Quand la gauche n’est plus elle-même, alors, dans la question sociale comme dans celle des droits de l’Homme, c’est l’extrême droite qui est aux portes du pouvoir. On y est !

Nous soulignons la position prise par Gallimard, éditant Sansal depuis Le Serment des barbares il y a 25 ans, appelant et s’engageant pour la libération immédiate de l’écrivain. L’éditeur de l’œuvre littéraire de Boualem Sansal depuis la parution du Serment des barbares il y a vingt-cinq ans, exprime sa très vive inquiétude à la suite de l’arrestation de l’écrivain par les services de sécurité algériens et appelle à la libération immédiate de l’écrivain. L’éditeur écrit :

« Voilà que la littérature se trouve être à nouveau la victime toute désignée des régimes autoritaires, qui font toujours du mensonge et de l’oubli un instrument d’oppression.

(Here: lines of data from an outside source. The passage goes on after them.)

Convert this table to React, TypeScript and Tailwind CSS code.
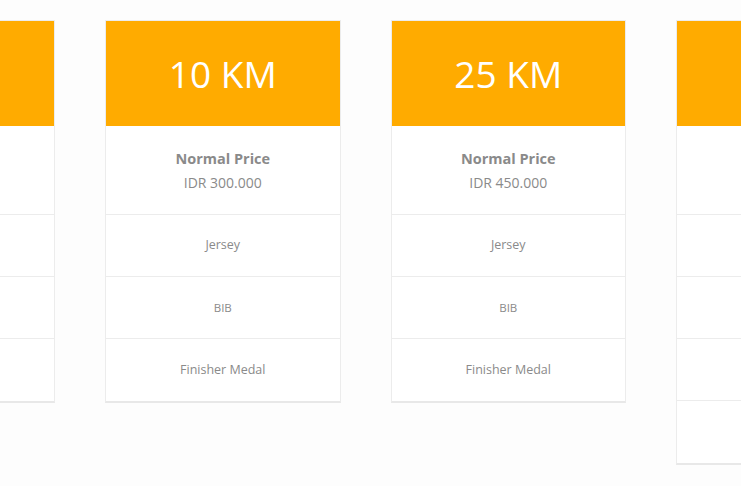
import React from "react";

type Card = { title: string; price: string; items: string[] };

const cards: Card[] = [
  { title: "5 KM", price: "IDR 200.000", items: ["Jersey", "BIB", "Finisher Medal"] },
  { title: "10 KM", price: "IDR 300.000", items: ["Jersey", "BIB", "Finisher Medal"] },
  { title: "25 KM", price: "IDR 450.000", items: ["Jersey", "BIB", "Finisher Medal"] },
  { title: "50 KM", price: "IDR 600.000", items: ["Jersey", "BIB", "Finisher Medal", "Finisher Tee"] },
];

function PriceCard({ c }: { c: Card }) {
  return (
    <div className="w-[235.5px] shrink-0 border border-[#ececec] border-b-2 border-b-[#e8e8e8] bg-white">
      <div className="h-[105px] bg-[#ffab00] flex items-center justify-center">
        <span className="text-white text-[37px] font-normal">{c.title}</span>
      </div>
      <div className="h-[89px] border-b border-[#ececec] flex flex-col items-center justify-center pt-[2px]">
        <div className="text-[14.5px] font-bold text-[#8a8a8a] leading-[22px]">Normal Price</div>
        <div className="text-[14px] text-[#8a8a8a] leading-[22px] mt-[2px]">{c.price}</div>
      </div>
      {c.items.map((it, i) => (
        <div
          key={i}
          className={`h-[62px] flex items-center justify-center text-[12.5px] text-[#8a8a8a] ${
            i < c.items.length - 1 ? "border-b border-[#ececec]" : ""
          }`}
        >
          {it === "BIB" ? <span className="text-[11.5px]">{it}</span> : it}
        </div>
      ))}
    </div>
  );
}

export default function App() {
  return (
    <div
      className="w-[741px] h-[486px] overflow-hidden bg-[#fdfdfd]"
      style={{ fontFamily: "'Open Sans', 'Noto Sans', sans-serif" }}
    >
      <div className="flex items-start gap-[50px] pt-[20px] ml-[-180.5px]">
        {cards.map((c, i) => (
          <PriceCard key={i} c={c} />
        ))}
      </div>
    </div>
  );
}
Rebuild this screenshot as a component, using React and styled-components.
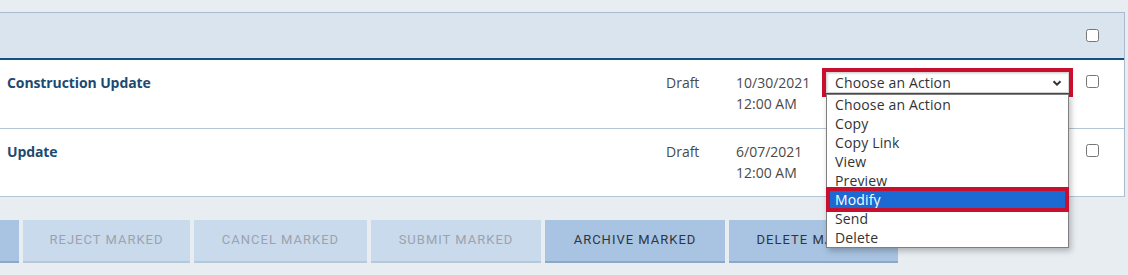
import React from "react";
import styled, { createGlobalStyle } from "styled-components";

const Global = createGlobalStyle`
  html, body { margin: 0; padding: 0; background: #e8edf2; }
  body { font-family: "Open Sans", "Liberation Sans", sans-serif; overflow: hidden; }
`;

const Page = styled.div`
  width: 1128px;
  height: 275px;
  padding-top: 12px;
  box-sizing: border-box;
  overflow: hidden;
`;

const Table = styled.div`
  width: 1125px;
  background: #fff;
  border-top: 1px solid #aabbcf;
  border-right: 1px solid #aabbcf;
  box-sizing: border-box;
`;

const Row = styled.div`
  display: grid;
  grid-template-columns: 666px 70px 90px 243px 13px 42px;
  align-items: start;
  box-sizing: border-box;
  height: ${(p) => p.$h}px;
  background: ${(p) => (p.$head ? "#dae4ef" : "#fff")};
  border-bottom: ${(p) => (p.$head ? "2px solid #0f5283" : "1px solid #b4c5d6")};
  padding-top: ${(p) => (p.$head ? 13 : 12)}px;
`;

const Title = styled.div`
  padding-left: 7px;
  font-weight: 700;
  font-size: 14px;
  line-height: 21px;
  color: #1d4a70;
  letter-spacing: -0.1px;
`;

const Cell = styled.div`
  font-size: 14px;
  line-height: 21px;
  color: #4a4a4a;
`;

const CheckCell = styled.div`
  grid-column: 6;
  display: flex;
  input { margin: 3px 3px 3px 4px; width: 13px; height: 13px; }
`;

const ActionCell = styled.div`
  position: relative;
`;

const Select = styled.div`
  height: 21px;
  box-sizing: border-box;
  background: #fff;
  border: 1px solid #d6d6d6;
  outline: 4px solid #c8102e;
  display: flex;
  align-items: center;
  justify-content: space-between;
  padding: 0 6px 0 8px;
  font-size: 14px;
  letter-spacing: 0.15px;
  color: #333;
  box-shadow: inset 1px 1px 2px rgba(0, 0, 0, 0.12);
`;

const List = styled.div`
  position: absolute;
  top: 22px;
  left: 0;
  width: 243px;
  box-sizing: border-box;
  background: #fff;
  border: 1px solid #7f7f7f;
  box-shadow: 2px 3px 6px rgba(0, 0, 0, 0.25);
  z-index: 5;
`;

const Option = styled.div`
  position: relative;
  height: 19px;
  line-height: 19px;
  padding-left: 8px;
  font-size: 14px;
  letter-spacing: 0.15px;
  color: ${(p) => (p.$sel ? "#fff" : "#333")};
  background: ${(p) => (p.$sel ? "#1b69d2" : "transparent")};
  &::after {
    content: "";
    display: ${(p) => (p.$sel ? "block" : "none")};
    position: absolute;
    left: -1px;
    right: -1px;
    top: -3px;
    bottom: -3px;
    border: 4px solid #c8102e;
  }
`;

const Buttons = styled.div`
  display: flex;
  gap: 4px;
  margin-top: 23px;
`;

const Btn = styled.div`
  height: 43px;
  box-sizing: border-box;
  width: ${(p) => p.$w}px;
  flex: none;
  display: flex;
  align-items: center;
  justify-content: center;
  padding-bottom: 2px;
  font-family: Roboto, "Liberation Sans", sans-serif;
  font-size: 13px;
  letter-spacing: 1px;
  background: ${(p) => (p.$on ? "#a8c4e2" : "#c9daec")};
  border-bottom: 2px solid ${(p) => (p.$on ? "#8ea8c4" : "#b7c8da")};
  color: ${(p) => (p.$on ? "#2f3540" : "#9ba3ad")};
`;

const Chevron = () => (
  <svg width="10" height="8" viewBox="0 0 10 8">
    <path d="M1.5 2.2 L5 5.6 L8.5 2.2" fill="none" stroke="#333" strokeWidth="2" />
  </svg>
);

const options = ["Choose an Action", "Copy", "Copy Link", "View", "Preview", "Modify", "Send", "Delete"];

export default function App() {
  return (
    <Page>
      <Global />
      <Table>
        <Row $head $h={47}>
          <CheckCell>
            <input type="checkbox" />
          </CheckCell>
        </Row>
        <Row $h={69}>
          <Title>Construction Update</Title>
          <Cell>Draft</Cell>
          <Cell>
            10/30/2021
            <br />
            12:00 AM
          </Cell>
          <ActionCell>
            <Select>
              <span>Choose an Action</span>
              <Chevron />
            </Select>
            <List>
              {options.map((o) => (
                <Option key={o} $sel={o === "Modify"}>
                  {o}
                </Option>
              ))}
            </List>
          </ActionCell>
          <CheckCell>
            <input type="checkbox" />
          </CheckCell>
        </Row>
        <Row $h={68}>
          <Title>Update</Title>
          <Cell>Draft</Cell>
          <Cell>
            6/07/2021
            <br />
            12:00 AM
          </Cell>
          <div />
          <CheckCell>
            <input type="checkbox" />
          </CheckCell>
        </Row>
      </Table>
      <Buttons>
        <Btn $on $w={19} />
        <Btn $w={167}>REJECT MARKED</Btn>
        <Btn $w={173}>CANCEL MARKED</Btn>
        <Btn $w={170}>SUBMIT MARKED</Btn>
        <Btn $on $w={180}>ARCHIVE MARKED</Btn>
        <Btn $on $w={169}>DELETE MARKED</Btn>
      </Buttons>
    </Page>
  );
}
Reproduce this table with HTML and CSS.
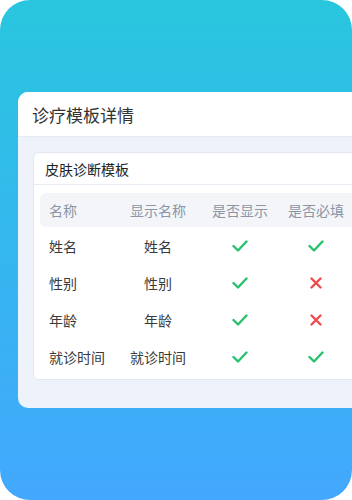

Réunis il y a quelques jours au siège de nos Éditions dans la joie de l’attribution du prix Goncourt à Houris, les deux amis Boualem Sansal et Kamel Daoud paient aujourd’hui très cher leur liberté d’écrivains. »

Liberté sans aucune condition ni réserve pour Boualem Sansal !

(1) Texte posthume de Georges Brassens, Ceux qui ne pensent pas comme nous sont des cons ! Poèmes et chansons de Georges Brassens, Editions musicales 57, 1987.